What needs to be done — Only the lines from the top of the listing below to the line that has "const FILL = '#f0f0f2';" should be echoed, with both ends kept and pictures left out.

Information provided —
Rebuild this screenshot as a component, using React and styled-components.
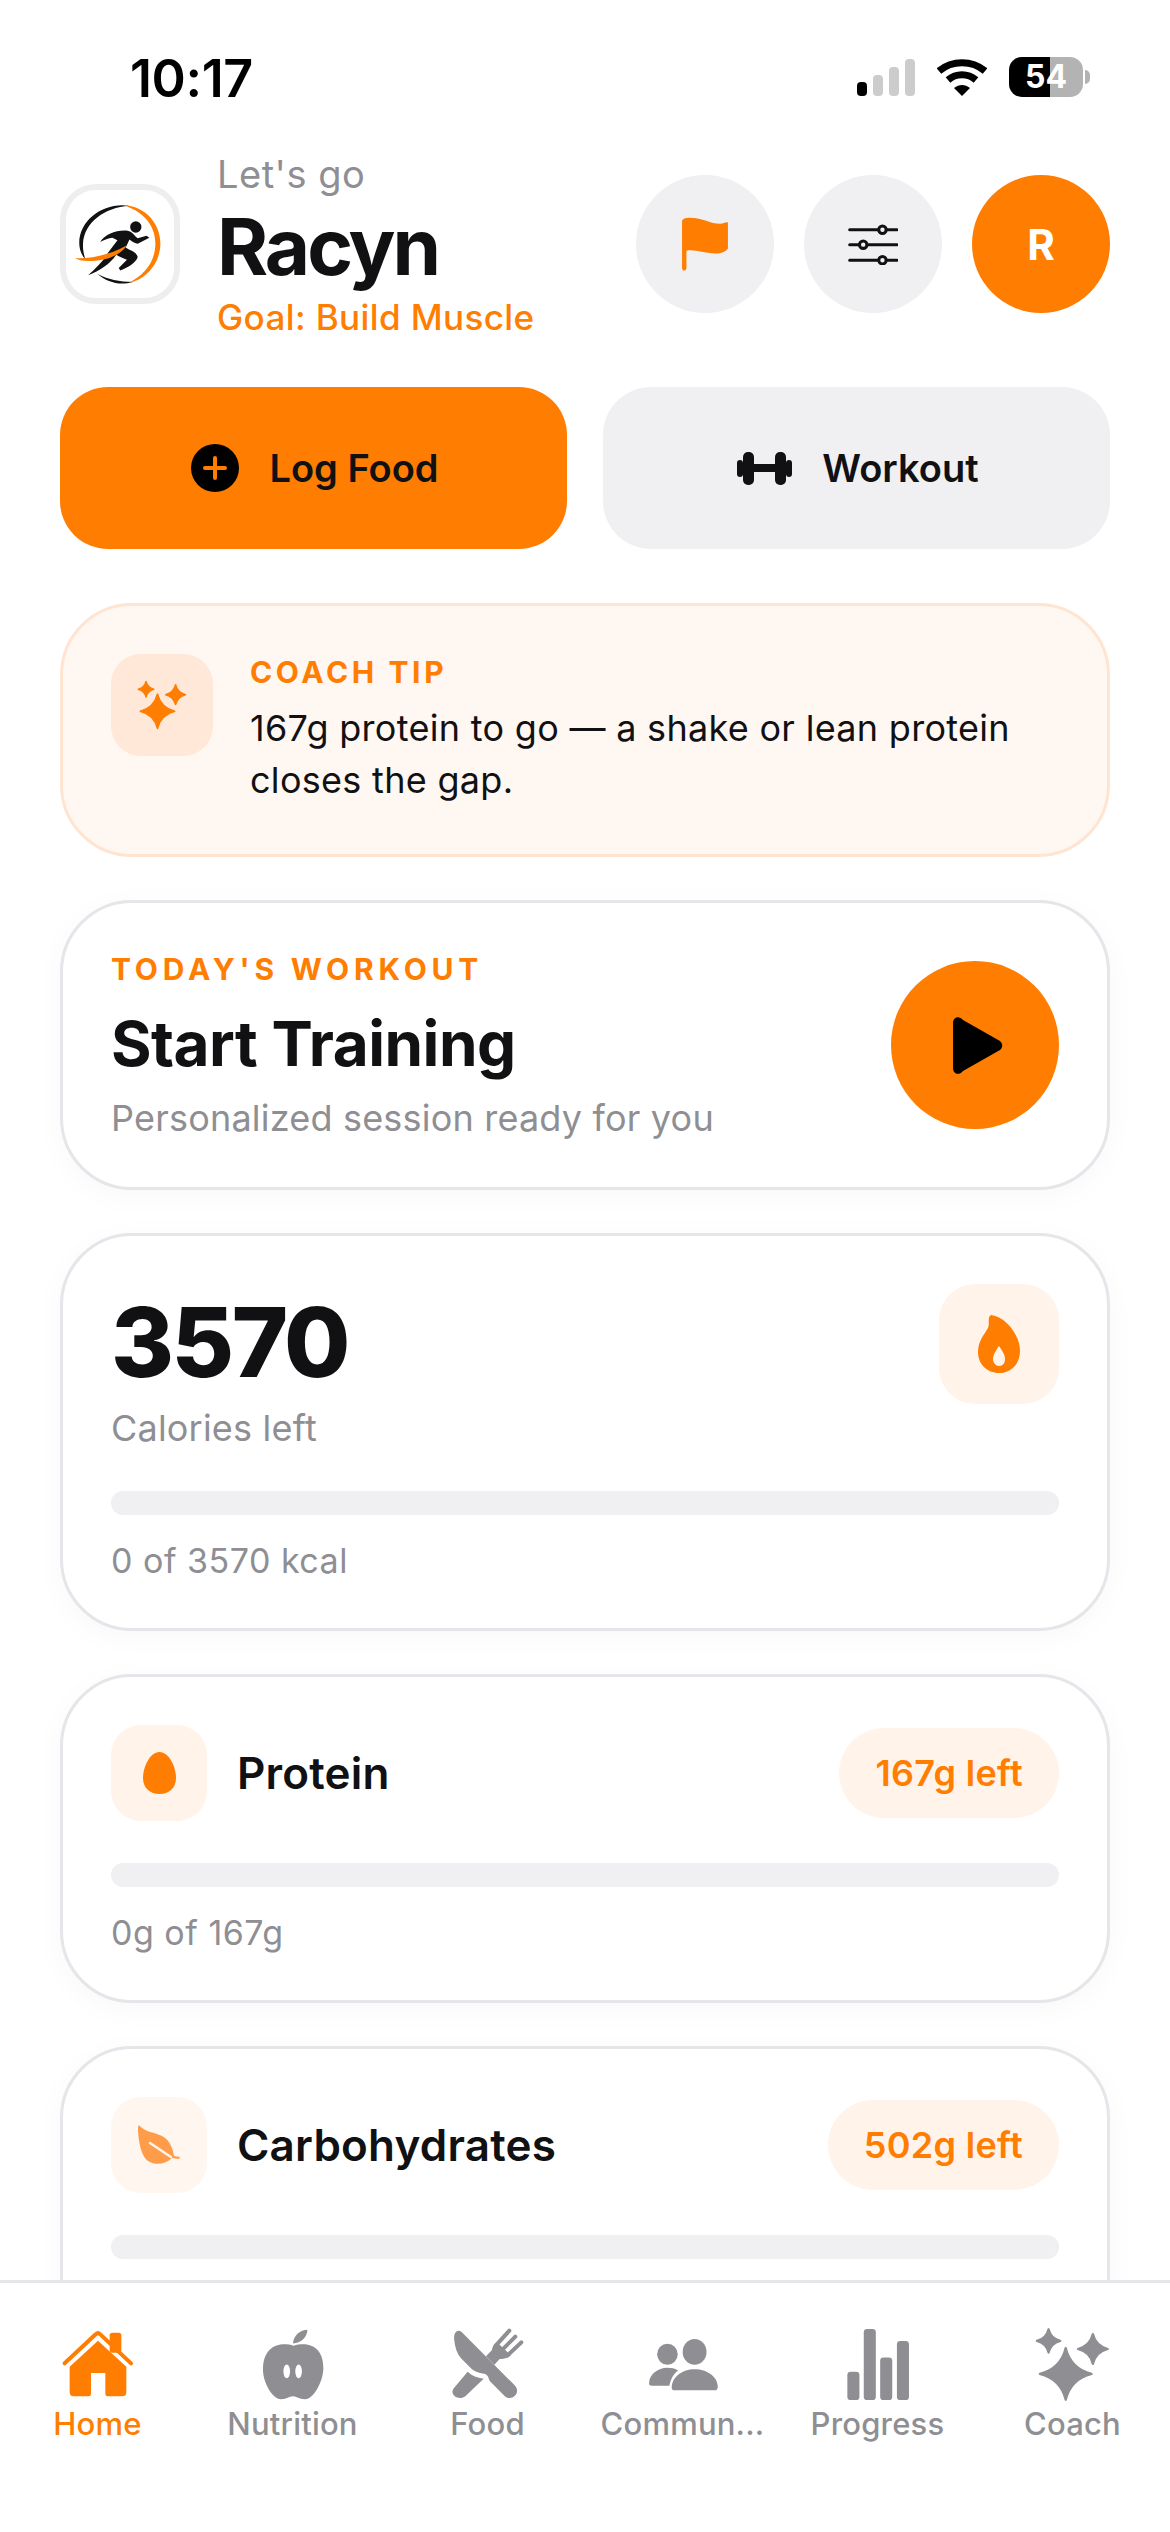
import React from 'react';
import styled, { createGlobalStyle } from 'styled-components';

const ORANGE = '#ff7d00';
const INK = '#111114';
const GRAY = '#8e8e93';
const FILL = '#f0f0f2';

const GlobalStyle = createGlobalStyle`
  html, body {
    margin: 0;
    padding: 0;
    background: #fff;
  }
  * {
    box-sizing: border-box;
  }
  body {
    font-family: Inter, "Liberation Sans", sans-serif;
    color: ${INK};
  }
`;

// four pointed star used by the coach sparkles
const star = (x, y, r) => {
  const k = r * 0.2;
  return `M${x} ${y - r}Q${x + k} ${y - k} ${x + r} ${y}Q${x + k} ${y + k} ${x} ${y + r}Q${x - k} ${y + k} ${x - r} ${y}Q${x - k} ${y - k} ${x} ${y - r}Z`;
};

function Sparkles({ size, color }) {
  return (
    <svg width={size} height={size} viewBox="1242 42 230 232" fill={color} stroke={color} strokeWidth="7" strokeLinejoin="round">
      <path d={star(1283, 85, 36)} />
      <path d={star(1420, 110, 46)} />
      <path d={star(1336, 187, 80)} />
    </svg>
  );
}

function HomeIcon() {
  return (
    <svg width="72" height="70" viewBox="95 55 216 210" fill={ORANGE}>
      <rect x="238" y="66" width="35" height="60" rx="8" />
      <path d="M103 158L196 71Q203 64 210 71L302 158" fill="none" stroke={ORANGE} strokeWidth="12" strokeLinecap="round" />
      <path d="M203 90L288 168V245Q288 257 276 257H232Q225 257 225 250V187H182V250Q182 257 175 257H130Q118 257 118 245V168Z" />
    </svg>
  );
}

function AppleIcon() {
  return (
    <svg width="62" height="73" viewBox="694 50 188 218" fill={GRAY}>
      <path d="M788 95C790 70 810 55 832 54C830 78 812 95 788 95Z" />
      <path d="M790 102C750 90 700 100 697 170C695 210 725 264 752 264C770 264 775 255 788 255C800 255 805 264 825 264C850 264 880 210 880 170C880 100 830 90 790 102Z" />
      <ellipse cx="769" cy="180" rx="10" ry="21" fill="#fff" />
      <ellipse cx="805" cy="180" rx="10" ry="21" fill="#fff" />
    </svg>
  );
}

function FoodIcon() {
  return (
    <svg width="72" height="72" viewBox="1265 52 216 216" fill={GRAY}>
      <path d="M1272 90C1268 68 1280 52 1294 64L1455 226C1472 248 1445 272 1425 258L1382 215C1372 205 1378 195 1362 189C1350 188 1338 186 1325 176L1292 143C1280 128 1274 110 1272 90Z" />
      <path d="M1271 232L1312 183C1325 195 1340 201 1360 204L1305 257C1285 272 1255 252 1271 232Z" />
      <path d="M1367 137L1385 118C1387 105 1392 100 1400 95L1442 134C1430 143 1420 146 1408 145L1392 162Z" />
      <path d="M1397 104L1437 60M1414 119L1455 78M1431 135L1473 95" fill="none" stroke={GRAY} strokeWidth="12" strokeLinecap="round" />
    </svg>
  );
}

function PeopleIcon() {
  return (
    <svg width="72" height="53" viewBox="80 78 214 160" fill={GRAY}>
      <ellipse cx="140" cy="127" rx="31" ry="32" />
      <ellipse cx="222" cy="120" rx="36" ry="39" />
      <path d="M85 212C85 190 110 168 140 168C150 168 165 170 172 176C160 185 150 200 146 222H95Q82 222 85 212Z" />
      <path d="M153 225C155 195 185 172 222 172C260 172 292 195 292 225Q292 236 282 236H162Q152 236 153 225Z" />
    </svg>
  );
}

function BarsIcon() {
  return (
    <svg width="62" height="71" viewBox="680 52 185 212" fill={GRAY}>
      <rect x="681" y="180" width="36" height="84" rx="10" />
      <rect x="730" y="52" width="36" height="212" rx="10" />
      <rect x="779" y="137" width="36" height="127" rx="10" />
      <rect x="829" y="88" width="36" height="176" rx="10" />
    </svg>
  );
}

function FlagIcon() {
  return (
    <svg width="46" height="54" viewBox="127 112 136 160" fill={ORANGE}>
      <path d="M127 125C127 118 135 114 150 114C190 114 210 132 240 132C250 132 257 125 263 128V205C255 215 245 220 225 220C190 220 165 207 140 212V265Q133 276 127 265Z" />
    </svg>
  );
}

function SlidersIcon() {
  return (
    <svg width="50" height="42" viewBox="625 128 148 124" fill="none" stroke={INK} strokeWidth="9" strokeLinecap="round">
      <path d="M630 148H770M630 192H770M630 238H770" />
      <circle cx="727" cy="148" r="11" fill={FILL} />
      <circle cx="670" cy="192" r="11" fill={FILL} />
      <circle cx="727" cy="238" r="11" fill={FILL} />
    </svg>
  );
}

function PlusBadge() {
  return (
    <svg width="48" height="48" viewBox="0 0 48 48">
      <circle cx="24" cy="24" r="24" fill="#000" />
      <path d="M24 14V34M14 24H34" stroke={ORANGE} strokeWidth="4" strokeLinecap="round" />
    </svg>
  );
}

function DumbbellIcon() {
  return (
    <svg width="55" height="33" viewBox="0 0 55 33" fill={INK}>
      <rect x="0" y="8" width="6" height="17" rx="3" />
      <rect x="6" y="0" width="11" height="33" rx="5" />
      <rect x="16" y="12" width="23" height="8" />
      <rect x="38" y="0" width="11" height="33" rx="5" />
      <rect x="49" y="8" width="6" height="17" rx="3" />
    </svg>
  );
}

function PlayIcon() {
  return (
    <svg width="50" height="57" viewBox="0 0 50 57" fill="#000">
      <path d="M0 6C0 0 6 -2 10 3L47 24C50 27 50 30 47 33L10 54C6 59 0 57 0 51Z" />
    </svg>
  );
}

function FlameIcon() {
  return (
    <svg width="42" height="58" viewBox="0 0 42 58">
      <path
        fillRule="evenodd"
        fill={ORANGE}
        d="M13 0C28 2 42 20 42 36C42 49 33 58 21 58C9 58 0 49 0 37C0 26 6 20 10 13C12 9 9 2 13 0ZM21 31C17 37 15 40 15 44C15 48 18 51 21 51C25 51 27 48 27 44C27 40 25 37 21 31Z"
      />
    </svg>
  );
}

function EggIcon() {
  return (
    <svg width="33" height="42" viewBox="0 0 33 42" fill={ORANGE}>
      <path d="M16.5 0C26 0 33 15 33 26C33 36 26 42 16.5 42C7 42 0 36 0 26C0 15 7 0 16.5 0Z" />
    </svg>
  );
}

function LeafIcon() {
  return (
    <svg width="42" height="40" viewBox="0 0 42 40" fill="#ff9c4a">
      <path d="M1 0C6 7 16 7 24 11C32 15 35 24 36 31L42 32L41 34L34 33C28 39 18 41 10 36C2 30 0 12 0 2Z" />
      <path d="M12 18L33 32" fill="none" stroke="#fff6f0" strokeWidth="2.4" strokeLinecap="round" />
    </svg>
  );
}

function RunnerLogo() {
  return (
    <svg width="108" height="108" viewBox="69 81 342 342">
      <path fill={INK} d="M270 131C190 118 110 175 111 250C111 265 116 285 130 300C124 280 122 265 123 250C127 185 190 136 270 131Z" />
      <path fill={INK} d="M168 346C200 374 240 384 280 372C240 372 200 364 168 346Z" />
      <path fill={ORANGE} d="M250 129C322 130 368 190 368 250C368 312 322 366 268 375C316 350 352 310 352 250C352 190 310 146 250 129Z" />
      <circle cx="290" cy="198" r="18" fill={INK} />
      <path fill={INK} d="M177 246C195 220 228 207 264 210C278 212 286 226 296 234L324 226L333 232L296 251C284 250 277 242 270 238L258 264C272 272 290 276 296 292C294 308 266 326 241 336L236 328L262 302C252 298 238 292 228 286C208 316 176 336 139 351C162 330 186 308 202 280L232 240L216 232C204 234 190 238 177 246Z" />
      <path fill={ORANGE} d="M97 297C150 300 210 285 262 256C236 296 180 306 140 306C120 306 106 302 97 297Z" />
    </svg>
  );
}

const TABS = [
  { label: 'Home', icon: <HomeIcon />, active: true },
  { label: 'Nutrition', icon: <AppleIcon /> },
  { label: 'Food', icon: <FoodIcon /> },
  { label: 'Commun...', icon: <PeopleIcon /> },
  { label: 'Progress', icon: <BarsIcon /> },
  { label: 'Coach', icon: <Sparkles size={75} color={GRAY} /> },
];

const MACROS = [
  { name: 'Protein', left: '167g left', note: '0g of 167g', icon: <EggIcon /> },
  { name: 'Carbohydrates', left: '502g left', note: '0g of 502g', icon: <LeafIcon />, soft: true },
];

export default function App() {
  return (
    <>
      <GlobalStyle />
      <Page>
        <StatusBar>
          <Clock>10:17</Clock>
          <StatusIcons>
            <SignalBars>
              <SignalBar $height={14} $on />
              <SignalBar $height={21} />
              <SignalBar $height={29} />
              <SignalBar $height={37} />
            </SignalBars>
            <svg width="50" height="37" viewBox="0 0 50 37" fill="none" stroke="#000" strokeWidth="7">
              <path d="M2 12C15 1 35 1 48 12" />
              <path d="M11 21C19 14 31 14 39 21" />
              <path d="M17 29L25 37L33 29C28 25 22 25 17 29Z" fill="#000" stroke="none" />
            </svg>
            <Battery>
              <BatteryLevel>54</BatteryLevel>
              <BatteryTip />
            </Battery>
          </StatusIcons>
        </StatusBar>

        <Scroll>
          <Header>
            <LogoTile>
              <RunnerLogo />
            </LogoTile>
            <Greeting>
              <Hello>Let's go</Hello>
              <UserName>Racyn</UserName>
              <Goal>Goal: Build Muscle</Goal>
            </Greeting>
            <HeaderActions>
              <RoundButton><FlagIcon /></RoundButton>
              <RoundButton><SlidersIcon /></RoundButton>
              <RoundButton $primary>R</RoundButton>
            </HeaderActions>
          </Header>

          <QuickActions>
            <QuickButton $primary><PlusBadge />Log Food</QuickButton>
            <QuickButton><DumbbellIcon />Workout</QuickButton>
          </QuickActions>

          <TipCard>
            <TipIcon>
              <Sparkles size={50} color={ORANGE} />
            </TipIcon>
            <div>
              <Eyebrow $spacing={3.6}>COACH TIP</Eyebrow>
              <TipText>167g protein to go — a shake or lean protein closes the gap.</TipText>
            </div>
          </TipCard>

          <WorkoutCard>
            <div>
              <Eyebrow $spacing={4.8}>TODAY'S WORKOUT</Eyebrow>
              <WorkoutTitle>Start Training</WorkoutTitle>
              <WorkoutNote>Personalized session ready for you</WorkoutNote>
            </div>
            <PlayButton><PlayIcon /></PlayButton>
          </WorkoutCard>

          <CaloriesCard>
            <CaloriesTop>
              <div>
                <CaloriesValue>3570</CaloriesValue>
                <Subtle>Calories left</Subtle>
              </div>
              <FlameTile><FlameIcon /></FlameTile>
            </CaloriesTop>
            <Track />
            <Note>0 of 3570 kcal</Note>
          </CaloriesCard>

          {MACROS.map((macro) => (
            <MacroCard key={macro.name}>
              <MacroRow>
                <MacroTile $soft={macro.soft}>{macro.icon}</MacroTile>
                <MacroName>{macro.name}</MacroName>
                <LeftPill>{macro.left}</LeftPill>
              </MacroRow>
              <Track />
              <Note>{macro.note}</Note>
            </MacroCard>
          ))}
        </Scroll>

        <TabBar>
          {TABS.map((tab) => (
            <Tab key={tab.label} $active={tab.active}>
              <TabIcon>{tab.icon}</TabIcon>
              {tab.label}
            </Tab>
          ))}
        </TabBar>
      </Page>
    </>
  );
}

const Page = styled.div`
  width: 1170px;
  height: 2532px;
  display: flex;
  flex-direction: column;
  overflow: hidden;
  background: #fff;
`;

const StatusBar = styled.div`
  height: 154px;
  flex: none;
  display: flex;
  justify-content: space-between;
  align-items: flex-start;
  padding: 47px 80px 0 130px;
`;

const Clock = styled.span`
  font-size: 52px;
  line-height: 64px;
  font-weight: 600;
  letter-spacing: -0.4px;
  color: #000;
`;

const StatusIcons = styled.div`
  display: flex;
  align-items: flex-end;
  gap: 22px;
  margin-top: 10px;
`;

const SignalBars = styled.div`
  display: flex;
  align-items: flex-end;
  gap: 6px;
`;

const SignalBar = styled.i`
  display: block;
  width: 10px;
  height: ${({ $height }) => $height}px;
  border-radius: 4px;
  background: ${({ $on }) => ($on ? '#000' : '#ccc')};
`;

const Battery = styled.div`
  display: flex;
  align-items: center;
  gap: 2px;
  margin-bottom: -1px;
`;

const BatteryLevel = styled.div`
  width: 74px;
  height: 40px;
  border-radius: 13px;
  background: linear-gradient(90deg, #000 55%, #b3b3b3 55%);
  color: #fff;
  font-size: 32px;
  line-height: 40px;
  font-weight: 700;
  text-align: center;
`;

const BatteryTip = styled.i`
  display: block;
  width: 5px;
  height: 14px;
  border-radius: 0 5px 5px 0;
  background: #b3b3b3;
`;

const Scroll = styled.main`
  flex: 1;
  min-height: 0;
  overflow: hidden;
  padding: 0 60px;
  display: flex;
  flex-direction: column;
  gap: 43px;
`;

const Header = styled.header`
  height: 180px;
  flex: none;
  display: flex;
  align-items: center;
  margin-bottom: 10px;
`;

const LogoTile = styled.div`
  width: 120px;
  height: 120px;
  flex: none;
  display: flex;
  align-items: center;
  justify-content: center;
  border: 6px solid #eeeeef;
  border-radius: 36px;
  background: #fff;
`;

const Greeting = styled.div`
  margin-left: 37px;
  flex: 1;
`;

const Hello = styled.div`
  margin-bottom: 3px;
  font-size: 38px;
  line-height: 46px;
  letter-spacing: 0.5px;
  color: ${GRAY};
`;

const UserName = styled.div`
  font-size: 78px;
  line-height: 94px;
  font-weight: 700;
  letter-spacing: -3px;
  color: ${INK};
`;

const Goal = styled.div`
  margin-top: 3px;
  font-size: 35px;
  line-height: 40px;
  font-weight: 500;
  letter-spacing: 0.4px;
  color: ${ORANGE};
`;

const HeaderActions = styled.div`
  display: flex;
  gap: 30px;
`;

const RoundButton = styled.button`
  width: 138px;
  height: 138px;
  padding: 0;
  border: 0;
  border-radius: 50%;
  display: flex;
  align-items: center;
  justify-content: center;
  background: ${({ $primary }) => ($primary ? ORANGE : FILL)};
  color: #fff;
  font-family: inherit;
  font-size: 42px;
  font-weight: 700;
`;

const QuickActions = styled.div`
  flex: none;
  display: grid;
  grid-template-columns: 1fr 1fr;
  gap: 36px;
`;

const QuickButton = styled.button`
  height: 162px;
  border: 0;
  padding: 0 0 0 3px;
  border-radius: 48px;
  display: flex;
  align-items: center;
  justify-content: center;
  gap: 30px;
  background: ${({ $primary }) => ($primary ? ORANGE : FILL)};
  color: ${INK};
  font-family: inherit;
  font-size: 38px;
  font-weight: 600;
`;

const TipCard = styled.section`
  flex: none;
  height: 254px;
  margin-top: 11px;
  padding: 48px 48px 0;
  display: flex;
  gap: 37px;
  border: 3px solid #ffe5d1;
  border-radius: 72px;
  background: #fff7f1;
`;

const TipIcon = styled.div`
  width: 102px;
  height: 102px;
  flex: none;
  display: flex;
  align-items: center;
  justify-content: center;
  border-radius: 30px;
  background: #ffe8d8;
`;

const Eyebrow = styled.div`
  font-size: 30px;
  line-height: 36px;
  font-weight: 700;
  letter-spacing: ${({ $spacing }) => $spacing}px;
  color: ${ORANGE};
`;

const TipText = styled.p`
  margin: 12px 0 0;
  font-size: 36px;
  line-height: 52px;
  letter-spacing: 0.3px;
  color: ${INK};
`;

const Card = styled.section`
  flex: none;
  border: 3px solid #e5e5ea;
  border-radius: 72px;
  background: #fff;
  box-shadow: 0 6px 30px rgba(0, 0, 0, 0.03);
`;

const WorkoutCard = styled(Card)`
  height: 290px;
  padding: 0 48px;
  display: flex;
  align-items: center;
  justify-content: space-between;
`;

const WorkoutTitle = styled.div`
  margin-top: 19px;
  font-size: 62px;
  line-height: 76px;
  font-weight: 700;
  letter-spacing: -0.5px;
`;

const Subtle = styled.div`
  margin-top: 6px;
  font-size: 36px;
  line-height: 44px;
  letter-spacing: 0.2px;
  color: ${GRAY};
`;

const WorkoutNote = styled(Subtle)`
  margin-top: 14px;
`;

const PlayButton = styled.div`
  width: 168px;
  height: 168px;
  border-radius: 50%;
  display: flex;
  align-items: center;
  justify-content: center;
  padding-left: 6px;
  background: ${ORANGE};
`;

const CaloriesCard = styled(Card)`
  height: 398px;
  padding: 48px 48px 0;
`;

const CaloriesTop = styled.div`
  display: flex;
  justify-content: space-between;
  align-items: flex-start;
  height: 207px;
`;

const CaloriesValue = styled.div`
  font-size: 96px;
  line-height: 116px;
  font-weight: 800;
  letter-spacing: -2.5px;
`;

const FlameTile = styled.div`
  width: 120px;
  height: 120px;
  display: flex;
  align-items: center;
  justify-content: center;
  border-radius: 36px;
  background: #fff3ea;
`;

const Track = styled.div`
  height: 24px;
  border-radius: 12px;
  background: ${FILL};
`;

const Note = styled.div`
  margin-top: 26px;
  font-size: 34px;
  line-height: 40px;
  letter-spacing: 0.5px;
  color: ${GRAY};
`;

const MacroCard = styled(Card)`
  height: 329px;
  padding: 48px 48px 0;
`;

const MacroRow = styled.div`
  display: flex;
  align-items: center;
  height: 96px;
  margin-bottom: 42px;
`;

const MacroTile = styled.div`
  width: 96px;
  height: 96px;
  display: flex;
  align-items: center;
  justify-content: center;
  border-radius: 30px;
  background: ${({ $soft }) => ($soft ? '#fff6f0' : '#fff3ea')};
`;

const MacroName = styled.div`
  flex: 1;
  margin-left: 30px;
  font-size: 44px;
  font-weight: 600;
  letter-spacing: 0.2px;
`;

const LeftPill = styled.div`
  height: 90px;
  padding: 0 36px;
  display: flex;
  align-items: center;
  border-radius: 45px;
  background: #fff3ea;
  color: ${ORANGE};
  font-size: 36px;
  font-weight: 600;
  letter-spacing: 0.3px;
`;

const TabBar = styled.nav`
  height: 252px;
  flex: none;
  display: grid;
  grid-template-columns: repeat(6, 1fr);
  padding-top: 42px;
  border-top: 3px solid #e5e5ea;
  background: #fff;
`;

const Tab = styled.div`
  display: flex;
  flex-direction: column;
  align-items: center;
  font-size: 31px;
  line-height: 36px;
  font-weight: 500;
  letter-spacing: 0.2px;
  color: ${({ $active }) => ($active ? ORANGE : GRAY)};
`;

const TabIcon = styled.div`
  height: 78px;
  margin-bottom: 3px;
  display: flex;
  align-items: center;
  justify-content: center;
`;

Complete answer —
Rebuild this screenshot as a component, using React and styled-components.
import React from 'react';
import styled, { createGlobalStyle } from 'styled-components';

const ORANGE = '#ff7d00';
const INK = '#111114';
const GRAY = '#8e8e93';
const FILL = '#f0f0f2';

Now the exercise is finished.